Symmetry of k·p Hamiltonian in pyramidal InAs/GaAs quantum dots: Application to the calculation of electronic structure

A method for the calculation of the electronic structure of pyramidal self-assembled InAs/GaAs quantum dots is presented. The method is based on exploiting the C̄4 symmetry of the 8-band k·p Hamiltonian with the strain taken into account via the continuum mechanical model. The operators representing symmetry group elements were represented in the plane wave basis and the group projectors were used to find the symmetry adapted basis in which the corresponding Hamiltonian matrix is block diagonal with four blocks of approximately equal size.
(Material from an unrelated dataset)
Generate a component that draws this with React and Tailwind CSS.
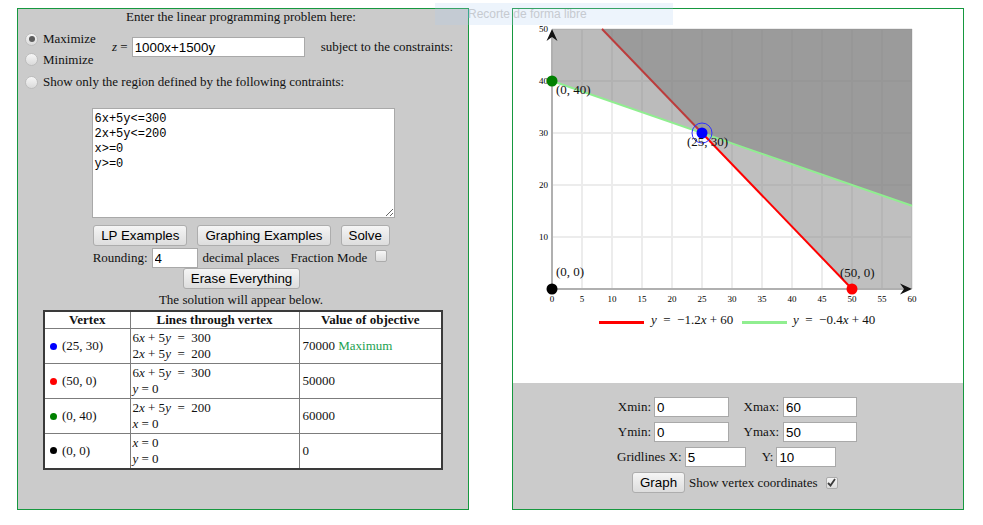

The quantum number of total quasiangular momentum is introduced and the states are classified according to its value. Selection rules for interaction with electromagnetic field in the dipole approximation are derived. The method was applied to calculate electron and hole quasibound states in a periodic array of vertically stacked pyramidal self-assembled InAs/GaAs quantum dots for different values of the distance between the dots and external axial magnetic field. As the distance between the dots in an array is varied, an interesting effect of simultaneous change of ground hole state symmetry, type, and the sign of miniband effective mass is predicted. This effect is explained in terms of the change of biaxial strain. It is also found that the magnetic field splitting of Kramer's double degenerate states is most prominent for the first and second excited state in the conduction band and that the magnetic field can both separate otherwise overlapping minibands and concatenate otherwise nonoverlapping minibands.